Part 2 - Advanced options

Once you familiarise yourslef with the processes described in the first tour, you will understand how the related tools can be leveraged to enable and/or facilitate various data management and processing tasks. There are four menu options not included in the first part, that offer exactly these capabilities:

  1. Jupyter button at the "AEGIS Jypyter Tool": This will open another window with Jupyter Notebook, i.e. an open-source web application that allows you to create and share documents that contain live code, equations, visualizations and narrative text. Uses include data cleaning and transformation, numerical simulation, statistical modeling, data visualization, machine learning, and more (see also Jupyter website. You have already seen Jupyter in the first tour, since Visualiser and Query Builder are built inside this notebook. We support the sparkmagic Jupyter kernel, which is used to run Spark applications.
  2. Jobs menu option: This will take you to the AEGIS UI that provides support for running Jobs. Jobs could be Spark applications or Spark workflows and they can be scheduled for periodic execution or run on-demand.

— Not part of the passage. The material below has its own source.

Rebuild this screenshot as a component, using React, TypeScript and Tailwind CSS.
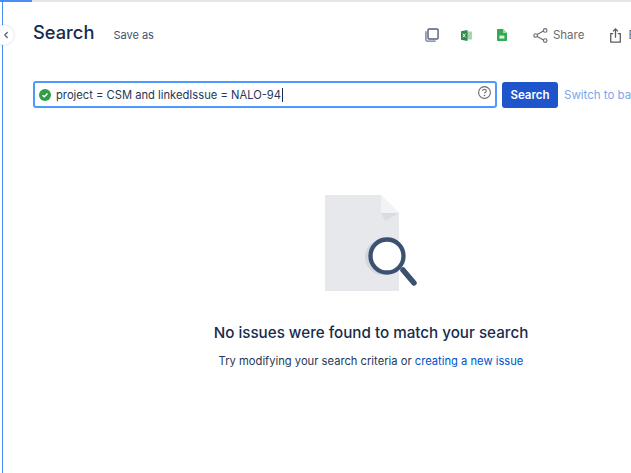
import { ChevronLeft } from "lucide-react";

function CopyIcon() {
  return (
    <svg width="14" height="14" viewBox="0 0 15 15" fill="none">
      <path d="M1 3.5v9.2c0 .7.5 1.3 1.3 1.3h9.2" stroke="#6b778c" strokeWidth="1.4" />
      <rect x="3.2" y="1" width="10.8" height="10.8" rx="1.2" fill="#fff" stroke="#505f79" strokeWidth="1.5" />
    </svg>
  );
}

function ExcelIcon() {
  return (
    <svg width="11" height="11" viewBox="0 0 11 11">
      <rect x="4" y="1.5" width="7" height="8" fill="#a5d6b0" />
      <path d="M0 1.2 6.5 0v11L0 9.8z" fill="#2e8b47" />
      <path d="M1.8 3.6 4.5 7.4M4.5 3.6 1.8 7.4" stroke="#fff" strokeWidth="0.9" />
    </svg>
  );
}

function SheetIcon() {
  return (
    <svg width="10" height="12" viewBox="0 0 10 12">
      <path d="M0 1c0-.6.4-1 1-1h5l4 4v7c0 .6-.4 1-1 1H1c-.6 0-1-.4-1-1z" fill="#34a853" />
      <path d="M6 0l4 4H6z" fill="#a8dab5" />
      <rect x="2.4" y="6.6" width="5" height="3" fill="#d8f0de" />
    </svg>
  );
}

function ShareIcon() {
  return (
    <svg width="15" height="15" viewBox="0 0 16 16" fill="none" stroke="#6b6b6b" strokeWidth="1.2">
      <path d="M4 7.2 11.6 3M4 8.8l7.6 4.2" />
      <circle cx="2.8" cy="8" r="1.9" fill="#fff" />
      <circle cx="13" cy="2.6" r="1.9" fill="#fff" />
      <circle cx="13" cy="13.4" r="1.9" fill="#fff" />
    </svg>
  );
}

function ExportIcon() {
  return (
    <svg width="11" height="15" viewBox="0 0 12 16" fill="none" stroke="#5c5c5c" strokeWidth="1.4">
      <path d="M3.5 6H.8v9.2h10.4V6H8.500" />
      <path d="M6 10.500V1M3.300 3.500 6 .9l2.700 2.600" />
    </svg>
  );
}

function EmptyIllustration() {
  return (
    <svg width="92" height="96" viewBox="0 0 92 96" fill="none">
      <path d="M0 0h56l18 18v78H0z" fill="#e6e8ec" />
      <path d="M56 0l18 18H56z" fill="#f2f3f6" />
      <path d="M56 18h18l-14 8z" fill="#d9dce3" />
      <circle cx="58" cy="62" r="18" fill="#d3d6dd" />
      <circle cx="62" cy="61" r="16.500" fill="#fff" stroke="#3b5170" strokeWidth="4.300" />
      <path d="M78 75l11 13" stroke="#3b5170" strokeWidth="5.500" strokeLinecap="round" />
    </svg>
  );
}

export default function App() {
  return (
    <div className="relative h-[473px] w-[631px] overflow-hidden bg-white font-['Inter','Liberation_Sans',sans-serif]">
      <div className="h-[2px] w-full bg-[#e4e6ea]">
        <div className="h-[2px] w-[32px] bg-[#4c8cf5]" />
      </div>

      <div className="absolute bottom-0 left-[2px] top-0 w-px bg-[#4c8cf5]" />
      <div className="absolute left-[-6px] top-[25px] flex h-[20px] w-[20px] items-center justify-center rounded-full bg-white pl-[3px] shadow-[0_0_2px_rgba(9,30,66,0.25)]">
        <ChevronLeft size={10} strokeWidth={3} color="#505f79" />
      </div>

      {/* the real page runs wider than the window, so it gets cut off on the right */}
      <div className="w-[742px]">
        <div className="pl-[33px]">
          <div className="flex h-[60px] items-center whitespace-nowrap">
            <h1 className="text-[18.300px] font-medium leading-6 text-[#172b4d]">Search</h1>
            <span className="ml-[19px] mt-[6px] text-[11px] text-[#42526e]">Save as</span>
            <div className="ml-[271px] mt-[6px] flex items-center">
              <CopyIcon />
              <span className="ml-[22px]"><ExcelIcon /></span>
              <span className="ml-[25px]"><SheetIcon /></span>
              <span className="ml-[26px]"><ShareIcon /></span>
              <span className="ml-[5px] mt-[1px] text-[11.500px] text-[#6b6b6b]">Share</span>
              <span className="ml-[26px]"><ExportIcon /></span>
              <span className="ml-[7px] mt-[1px] text-[11.500px] text-[#6b6b6b]">Export</span>
            </div>
          </div>

          <div className="mt-[19px] flex items-start whitespace-nowrap">
            <div className="flex h-[27px] w-[464px] shrink-0 items-center rounded-[3px] border-2 border-[#4c9aff] pl-[4px] pr-[3px]">
              <span className="flex h-[12px] w-[12px] items-center justify-center rounded-full bg-[#2f9e44]">
                <svg width="8" height="8" viewBox="0 0 8 8" fill="none">
                  <path d="M1.500 4.200 3.300 5.800 6.500 2.400" stroke="#fff" strokeWidth="1.400" />
                </svg>
              </span>
              <span className="ml-[5px] border-r border-[#172b4d] pr-px text-[11.200px] leading-[14px] text-[#253858]">
                project = CSM and linkedIssue = NALO-94
              </span>
              <svg className="mb-[4px] ml-auto" width="15" height="15" viewBox="0 0 15 15" fill="none">
                <circle cx="7.500" cy="7.500" r="5.900" stroke="#6b6b6b" strokeWidth="1.100" />
                <path d="M5.700 6c0-1 .8-1.700 1.800-1.700s1.800.6 1.800 1.600c0 1.300-1.800 1.300-1.800 2.700" stroke="#6b6b6b" strokeWidth="1.100" />
                <circle cx="7.500" cy="10.500" r=".8" fill="#6b6b6b" />
              </svg>
            </div>
            <button className="ml-[5px] mt-[1px] h-[26px] w-[56px] shrink-0 rounded-[3px] bg-[#1f55cc] pt-[1px] text-[11.500px] font-semibold text-white">
              Search
            </button>
            <a className="ml-[6px] mt-[7px] text-[11.500px] leading-[14px] text-[#7aa7ea]">Switch to basic</a>
          </div>
        </div>

        <div className="mt-[87px] flex flex-col items-center">
          <EmptyIllustration />
          <h2 className="mt-[32px] text-[15.200px] font-medium leading-5 text-[#172b4d]">
            No issues were found to match your search
          </h2>
          <p className="mt-[10px] text-[11.200px] leading-4 text-[#253858]">
            Try modifying your search criteria or <a className="text-[#0052cc]">creating a new issue</a>
          </p>
        </div>
      </div>
    </div>
  );
}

  3. Kafka: This will take you to the Kafka management page. AEGIS supports Kafka-as-a-Service. Kafka topics (used as channels for producing/consuming messages) are private to projects and users can create a topic with just a few clicks. Topics can also be shared with other projects enabling real-time communication between projects.
  4. Model Serving (Tensorflow): The AEGIS platform provides a model serving service to deploy pre trained models using the Tensorflow serving. The user can create a new serving by clicking on the “Create New Serving” button and then providing a model name, version, and a path.